Written task: From the listing below, extract every line in which the word "React" appears.

══ Available data

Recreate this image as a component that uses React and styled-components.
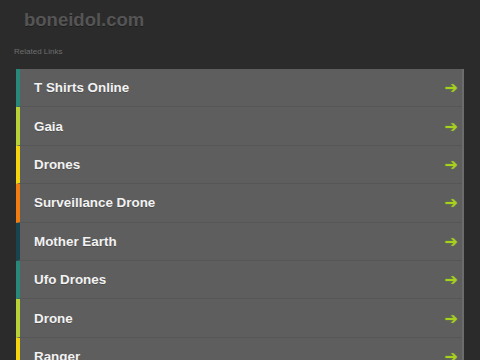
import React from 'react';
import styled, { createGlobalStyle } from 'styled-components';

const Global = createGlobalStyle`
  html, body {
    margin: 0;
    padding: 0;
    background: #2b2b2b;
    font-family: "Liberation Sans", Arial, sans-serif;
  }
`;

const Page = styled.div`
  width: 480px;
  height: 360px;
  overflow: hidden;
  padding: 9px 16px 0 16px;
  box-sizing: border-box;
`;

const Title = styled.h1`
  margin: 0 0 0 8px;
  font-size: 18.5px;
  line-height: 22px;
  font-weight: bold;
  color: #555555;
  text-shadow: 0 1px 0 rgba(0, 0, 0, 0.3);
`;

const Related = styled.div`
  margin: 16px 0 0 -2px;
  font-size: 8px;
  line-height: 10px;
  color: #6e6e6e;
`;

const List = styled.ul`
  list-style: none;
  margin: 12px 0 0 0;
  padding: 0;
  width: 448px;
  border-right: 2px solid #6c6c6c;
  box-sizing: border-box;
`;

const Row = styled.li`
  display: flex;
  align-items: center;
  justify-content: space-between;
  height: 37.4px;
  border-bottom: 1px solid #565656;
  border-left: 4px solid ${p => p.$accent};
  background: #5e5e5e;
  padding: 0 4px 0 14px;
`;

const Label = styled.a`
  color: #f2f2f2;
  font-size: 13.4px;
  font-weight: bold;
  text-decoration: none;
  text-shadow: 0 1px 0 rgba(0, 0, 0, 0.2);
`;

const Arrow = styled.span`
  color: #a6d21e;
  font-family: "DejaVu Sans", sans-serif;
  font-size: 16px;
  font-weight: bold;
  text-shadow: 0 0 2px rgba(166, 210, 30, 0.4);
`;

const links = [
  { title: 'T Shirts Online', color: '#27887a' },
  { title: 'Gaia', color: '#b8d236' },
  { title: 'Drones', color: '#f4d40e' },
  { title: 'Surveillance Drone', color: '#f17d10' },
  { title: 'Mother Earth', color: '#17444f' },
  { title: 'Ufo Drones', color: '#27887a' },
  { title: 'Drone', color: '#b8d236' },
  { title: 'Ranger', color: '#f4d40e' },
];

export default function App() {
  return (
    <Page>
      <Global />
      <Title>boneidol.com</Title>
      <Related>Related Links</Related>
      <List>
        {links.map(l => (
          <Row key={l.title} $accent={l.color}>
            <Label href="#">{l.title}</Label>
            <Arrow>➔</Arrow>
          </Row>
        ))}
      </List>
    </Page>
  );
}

════

Solved exercise:
Recreate this image as a component that uses React and styled-components.
import React from 'react';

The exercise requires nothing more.